The facts – An owner hired a general contractor to construct two apartment buildings. The general contractor was required to obtain performance and payment bonds for the project. FCCI Ins. Co., provided the bonds. When the general contractor allegedly defaulted on the construction contract, the obligee/owner filed a claim under the performance bond, demanding that FCCI complete performance of alleged defective or incomplete work on the construction project. The owner also filed a series of claims under the payment bond, demanding that FCCI pay the general contractor’s unpaid subcontractors.
FCCI denied the performance bond claim after its investigation revealed that the owner, not the general contractor, was the party in default of the construction contract. FCCI also denied the payment bond claims due to the owner’s alleged failure to provide certain information required by the bond. However, FCCI indicated that it would reconsider all of the bond claims if the owner provided additional information.
The owner sued the surety company for breach of contract and tortious bad faith in its handling of the bond claims. FCCI moved for partial summary judgment as to the bad faith claim.

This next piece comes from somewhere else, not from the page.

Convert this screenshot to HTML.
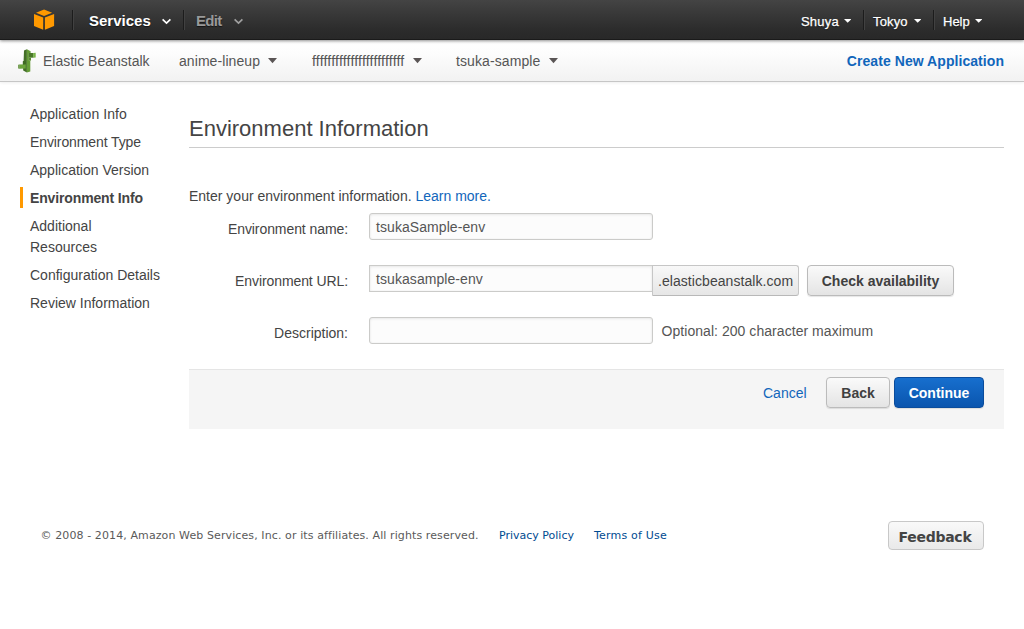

The trial court granted FCCI’s motion. In challenging the trial court’s grant of FCCI’s motion for partial summary judgment, the owner argued that a surety owes its bond obligee a common law duty of good faith by extension of the duty an insurer owes its insured. The court noted that this was a matter of first impression under Indiana law and is one on which other states are divided. The court observed that states that extend an insurer’s common law duty of good faith to the surety-obligee relationship tend to rely heavily on the inclusion of sureties in their states’ regulatory schemes governing insurance. States holding a contrary view champion the fundamental differences between suretyship and insurance. See, e.g., Cates Constr., Inc. v. Talbot Partners, 21 Cal.4th 28, 86 Cal.Rptr.2d 855, 980 P.2d 407 (1999); Great Am. Ins. Co. v. N. Austin Mun. Util. Dist. No. 1, 908 S.W.2d 415 (Tex. 1995).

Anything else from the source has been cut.